A brief history of beer
We have been making beers for a thousand of years. In fact, ale is one of the oldest beverages humans have produced, probably dating back to 9500 BC, when cereal was first farmed. In my home country, Norway, until the 1800, no farm was complete without a brewhouse. Viking-laws had it that you could loose property and grounds, and even risk expatriation, if you repeatedly failed to brew for Winter-Solstice.
What is craft beer?
Somehow the art of brewing beer – and consuming it – got lost along the lines. Enter the micro breweries in the 1970s to bring diversity to the market. The essence of craft or artisan beer making is not a modern concept, but the term as such originated in the UK to describe the new generation of small breweries that focused on producing traditional cask ale, as opposed to beers that had been artificially carbonated (usually by adding CO2). Particularly telling is probably the growth in local breweries (and brewpubs) in the US. In 1980 there were 90 registered breweries in the US; by 2013 the number had increased to 2 822 (cf. the US Brewers Association). Among these, 119 are larger regional craft breweries, 1 412 are microbreweries and 1 237 are brewpubs. The US is probably the most exciting brew scene right now, with small brewing companies directly employing approximately 110,273 people in 2013. It brings a whole new meaning to the phrase, “will work for beer.”

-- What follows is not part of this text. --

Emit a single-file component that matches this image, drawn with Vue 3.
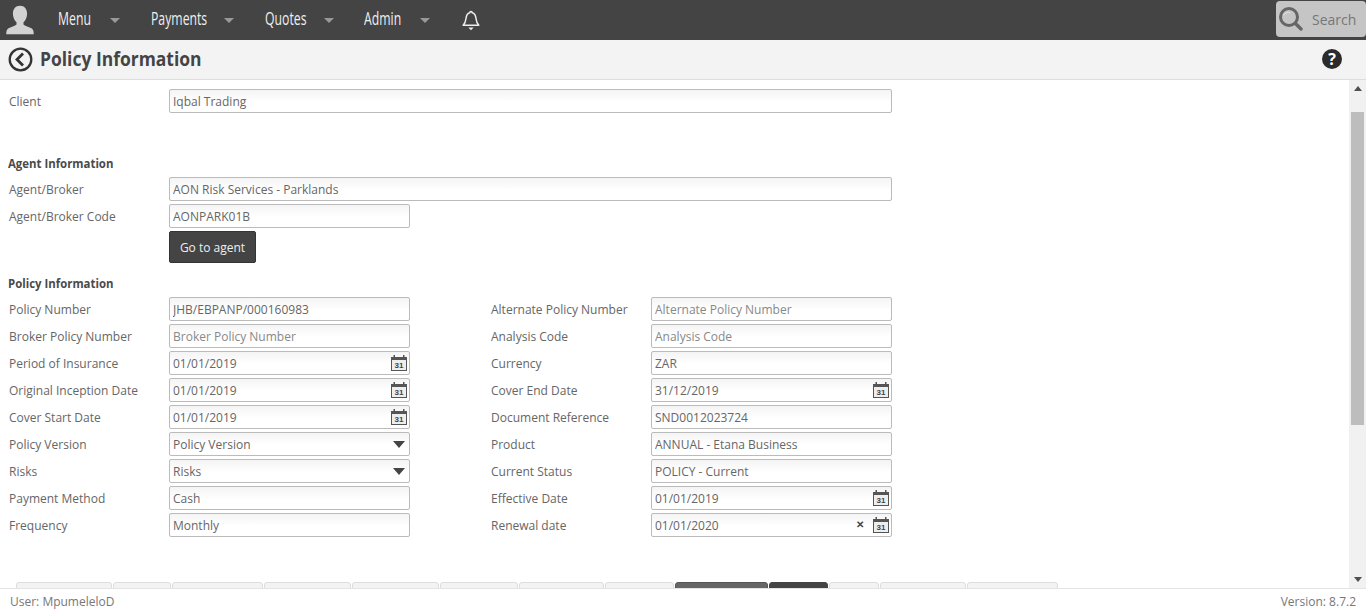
<template>
    <div class="page">
        <header class="top_bar">
            <svg class="user_icon" viewBox="0 0 36 36" width="30" height="30">
                <path d="M18 1c-5.500 0-8.500 4-8.500 9.500 0 4 1.700 8 4.300 10.300v2.700c-1.500 1.700-7 3.100-10 4.800C2 29.500 1.500 32 1.500 35h33c0-3-.5-5.500-2.300-6.700-3-1.700-8.500-3.100-10-4.800v-2.700c2.600-2.300 4.300-6.300 4.300-10.300C26.500 5 23.500 1 18 1z" fill="#d2d2d2"/>
            </svg>
            <nav class="nav_items">
                <div v-for="item in nav_items" :key="item" class="nav_item">
                    <span class="nav_label">{{ item }}</span>
                    <span class="nav_arrow"></span>
                </div>
            </nav>
            <svg class="bell_icon" viewBox="0 0 18 21" width="18" height="21">
                <path d="M9 1.500c-.7 0-1.200.5-1.200 1.200C5.300 3.300 4.300 5.500 4 8.500c-.3 2.800-1 4.800-2.800 6.800h15.600c-1.800-2-2.500-4-2.800-6.800-.3-3-1.300-5.200-3.800-5.800 0-.7-.5-1.200-1.200-1.200z" fill="none" stroke="#eee" stroke-width="1.500" stroke-linejoin="round"/>
                <path d="M6.300 17.600h5.400L9 20.300z" fill="#eee"/>
            </svg>
            <div class="search_box">
                <svg viewBox="0 0 24 24" width="24" height="24">
                    <circle cx="10" cy="10" r="8.500" fill="none" stroke="#666" stroke-width="3"/>
                    <path d="M4.500 8.500c1-2.500 4-3.700 7-2.700" fill="none" stroke="#e4e4e4" stroke-width="1"/>
                    <path d="M16.500 16.500l5.500 5.500" stroke="#666" stroke-width="3.400" stroke-linecap="round"/>
                </svg>
                <span>Search</span>
            </div>
        </header>

        <div class="title_bar">
            <svg class="back_icon" viewBox="0 0 25 25" width="25" height="25">
                <circle cx="12.500" cy="12.500" r="10.800" fill="none" stroke="#333" stroke-width="2.300"/>
                <path d="M15 6.500l-6 6 6 6" fill="none" stroke="#333" stroke-width="2.800"/>
            </svg>
            <h1>Policy Information</h1>
            <div class="help_icon">?</div>
        </div>

        <div class="content_wrap">
            <main class="content">
                <div class="form_row client_row">
                    <label>Client</label>
                    <input class="wide" value="Iqbal Trading" readonly>
                </div>

                <h3 class="agent_head">Agent Information</h3>
                <div class="form_row">
                    <label>Agent/Broker</label>
                    <input class="wide" value="AON Risk Services - Parklands" readonly>
                </div>
                <div class="form_row">
                    <label>Agent/Broker Code</label>
                    <input class="half" value="AONPARK01B" readonly>
                </div>
                <div class="form_row">
                    <label></label>
                    <button class="agent_btn">Go to agent</button>
                </div>

                <h3 class="policy_head">Policy Information</h3>
                <div class="policy_grid">
                    <template v-for="field in policy_fields" :key="field.label">
                        <label>{{ field.label }}</label>
                        <div class="field">
                            <input :value="field.value" :placeholder="field.label" readonly>
                            <span v-if="field.clear" class="clear_x">✕</span>
                            <svg v-if="field.date" class="cal_icon" viewBox="0 0 16 16" width="16" height="16">
                                <rect x="0.500" y="2.500" width="15" height="13" fill="#eee" stroke="#555"/>
                                <rect x="0" y="2" width="16" height="3" fill="#555"/>
                                <rect x="2.500" y="0" width="1.500" height="3" fill="#555"/>
                                <rect x="12" y="0" width="1.500" height="3" fill="#555"/>
                                <text x="8" y="13.300" text-anchor="middle">31</text>
                            </svg>
                            <span v-if="field.select" class="select_arrow"></span>
                        </div>
                    </template>
                </div>

                <div class="tabs">
                    <div
                    v-for="(tab, i) in tabs"
                    :key="i"
                    class="tab"
                    :class="tab.kind"
                    :style="{ width: tab.w + 'px' }"
                    ></div>
                </div>
            </main>

            <div class="scroll_track">
                <span class="scroll_up"></span>
                <div class="scroll_thumb"></div>
                <span class="scroll_down"></span>
            </div>
        </div>

        <footer class="bottom_bar">
            <span>User: MpumeleloD</span>
            <span>Version: 8.7.2</span>
        </footer>
    </div>
</template>

<script setup>
const nav_items = ['Menu', 'Payments', 'Quotes', 'Admin']

const policy_fields = [
    { label: 'Policy Number', value: 'JHB/EBPANP/000160983' },
    { label: 'Alternate Policy Number', value: '' },
    { label: 'Broker Policy Number', value: '' },
    { label: 'Analysis Code', value: '' },
    { label: 'Period of Insurance', value: '01/01/2019', date: true },
    { label: 'Currency', value: 'ZAR' },
    { label: 'Original Inception Date', value: '01/01/2019', date: true },
    { label: 'Cover End Date', value: '31/12/2019', date: true },
    { label: 'Cover Start Date', value: '01/01/2019', date: true },
    { label: 'Document Reference', value: 'SND0012023724' },
    { label: 'Policy Version', value: 'Policy Version', select: true },
    { label: 'Product', value: 'ANNUAL - Etana Business' },
    { label: 'Risks', value: 'Risks', select: true },
    { label: 'Current Status', value: 'POLICY - Current' },
    { label: 'Payment Method', value: 'Cash' },
    { label: 'Effective Date', value: '01/01/2019', date: true },
    { label: 'Frequency', value: 'Monthly' },
    { label: 'Renewal date', value: '01/01/2020', date: true, clear: true },
]

const tabs = [
    { w: 96 }, { w: 58 }, { w: 91 }, { w: 87 }, { w: 87 }, { w: 78 }, { w: 85 },
    { w: 69 }, { w: 93, kind: 'tab_hover' }, { w: 59, kind: 'tab_active' },
    { w: 50 }, { w: 86 }, { w: 91 },
]
</script>

<style>
html, body {
    margin: 0;
    height: 100%;
    overflow: hidden;
    background: #fff;
}
</style>

<style scoped>
.page {
    display: flex;
    flex-direction: column;
    height: 613px;
    font-family: "Open Sans", sans-serif;
    font-size: 12px;
    color: #666;
}
.top_bar {
    display: flex;
    align-items: center;
    flex: 0 0 40px;
    background: #444;
}
.user_icon {
    margin-left: 5px;
    flex: none;
}
.nav_items {
    display: flex;
    margin-left: 23px;
}
.nav_item {
    display: flex;
    align-items: center;
}
.nav_label {
    font-size: 18px;
    line-height: 36px;
    margin-top: -4px;
    color: #eee;
    transform: scaleX(0.68);
    transform-origin: left center;
}
.nav_item:nth-child(1) { width: 93px; }
.nav_item:nth-child(2) { width: 114px; }
.nav_item:nth-child(3) { width: 99px; }
.nav_item:nth-child(4) { width: 98px; }
.nav_arrow {
    position: absolute;
    border-top: 5px solid #999;
    border-left: 5px solid transparent;
    border-right: 5px solid transparent;
}
.nav_item:nth-child(1) .nav_arrow { margin-left: 52px; }
.nav_item:nth-child(2) .nav_arrow { margin-left: 73px; }
.nav_item:nth-child(3) .nav_arrow { margin-left: 59px; }
.nav_item:nth-child(4) .nav_arrow { margin-left: 56px; }
.bell_icon {
    flex: none;
}
.search_box {
    display: flex;
    align-items: center;
    gap: 9px;
    width: 90px;
    height: 36px;
    margin: 0 0 2px auto;
    padding-left: 3px;
    box-sizing: border-box;
    background: #c5c5c5;
    border-radius: 4px;
    color: #777;
    font-size: 14px;
}
.title_bar {
    display: flex;
    align-items: center;
    flex: 0 0 40px;
    padding: 0 24px 1px 8px;
    box-sizing: border-box;
    background: #f3f3f3;
    border-bottom: 1px solid #ddd;
}
.title_bar h1 {
    margin: 0 0 2px 7px;
    font-size: 20px;
    font-weight: 700;
    color: #444;
    transform: scaleX(0.873);
    transform-origin: left center;
}
.help_icon {
    width: 20px;
    height: 20px;
    margin-left: auto;
    border-radius: 50%;
    background: #2b2b2b;
    color: #fff;
    font-size: 16px;
    font-weight: 700;
    line-height: 20px;
    text-align: center;
}
.content_wrap {
    display: flex;
    flex: 1;
    min-height: 0;
    border-bottom: 1px solid #e4e4e4;
}
.content {
    flex: 1;
    overflow: hidden;
    padding: 9px 0 0 9px;
}
.form_row {
    display: flex;
    align-items: flex-start;
    margin-bottom: 3px;
}
.form_row label {
    flex: 0 0 160px;
    height: 24px;
    line-height: 26px;
}
.client_row {
    margin-bottom: 0;
}
h3 {
    margin: 0 0 0 -1px;
    font-size: 12px;
    font-weight: 700;
    line-height: 16px;
    color: #4a4a4a;
    transform: scaleX(0.95);
    transform-origin: left center;
}
.agent_head {
    padding-top: 43px;
    padding-bottom: 5px;
}
.policy_head {
    padding-top: 10px;
    padding-bottom: 5px;
}
input {
    display: block;
    box-sizing: border-box;
    height: 24px;
    width: 100%;
    padding: 0 3px;
    border: 1px solid #bbb;
    border-radius: 2px;
    background: linear-gradient(#f4f4f4, #fff 55%);
    font-family: inherit;
    font-size: 12px;
    color: #666;
    outline: none;
}
input::placeholder {
    color: #888;
    opacity: 1;
}
input.wide {
    width: 723px;
}
input.half {
    width: 241px;
}
.agent_btn {
    width: 87px;
    height: 32px;
    border: 1px solid #333;
    border-radius: 2px;
    background: #444;
    color: #eee;
    font-family: inherit;
    font-size: 12px;
    padding: 0;
}
.policy_grid {
    display: grid;
    grid-template-columns: 160px 241px 241px 241px;
    row-gap: 3px;
}
.policy_grid label {
    height: 24px;
    line-height: 26px;
}
.policy_grid label:nth-child(4n + 3) {
    margin-left: 81px;
}
.field {
    position: relative;
}
.cal_icon {
    position: absolute;
    right: 3px;
    top: 4px;
}
.cal_icon text {
    font-family: "Liberation Sans", sans-serif;
    font-size: 8px;
    font-weight: 700;
    fill: #444;
}
.clear_x {
    position: absolute;
    right: 28px;
    top: 4px;
    font-size: 10px;
    font-weight: 700;
    color: #444;
}
.select_arrow {
    position: absolute;
    right: 5px;
    top: 9px;
    border-top: 7px solid #444;
    border-left: 6px solid transparent;
    border-right: 6px solid transparent;
}
.tabs {
    display: flex;
    gap: 1px;
    height: 6px;
    margin: 45px 0 0 7px;
}
.tab {
    flex: none;
    height: 40px;
    box-sizing: border-box;
    background: #f3f3f3;
    border: 1px solid #ddd;
    border-radius: 3px 3px 0 0;
}
.tab_hover {
    background: #666;
    border-color: #555;
}
.tab_active {
    background: #444;
    border-color: #444;
}
.scroll_track {
    position: relative;
    flex: 0 0 17px;
    background: #f1f1f1;
}
.scroll_thumb {
    position: absolute;
    top: 32px;
    left: 2px;
    width: 13px;
    height: 313px;
    background: #bdbdbd;
}
.scroll_up, .scroll_down {
    position: absolute;
    left: 5px;
    border-left: 4px solid transparent;
    border-right: 4px solid transparent;
}
.scroll_up {
    top: 6px;
    border-bottom: 5px solid #505050;
}
.scroll_down {
    bottom: 6px;
    border-top: 5px solid #505050;
}
.bottom_bar {
    display: flex;
    align-items: center;
    justify-content: space-between;
    flex: 0 0 24px;
    padding: 0 10px;
    color: #777;
}
</style>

In a few years “small” may not longer fit the definition; recent studies show craft beer is now beating “big” beer in the US (CNBC and WSJ). I have no figures for Spain, but judging by the amount of local breweries that are fast emerging, and the variety of beers now available from larger supermarkets, Spain could be following suite.
There’s perhaps no exact definition of what craft beer or a craft brewery exactly is, but craft breweries are in general characterized by the fact that they are small and independent breweries who manufacture their product using the traditional ingredients of malted barley, wheat, hops, yeast and water, without any additives or artificial colouring or carbonization. Beers are matured in cask or bottle, and the process is referred to as “live beer” as the yeast keep fermenting in bottle. Some will say the whole enterprise is about being creative, others will say it is all about heart and soul. Others are simply saying that they are making beer like it always was made, before large-scale industrial breweries tampered with the process in order to mass produce beer and make it as cost effective as possible. It’s slow beer against fast beer, if you will.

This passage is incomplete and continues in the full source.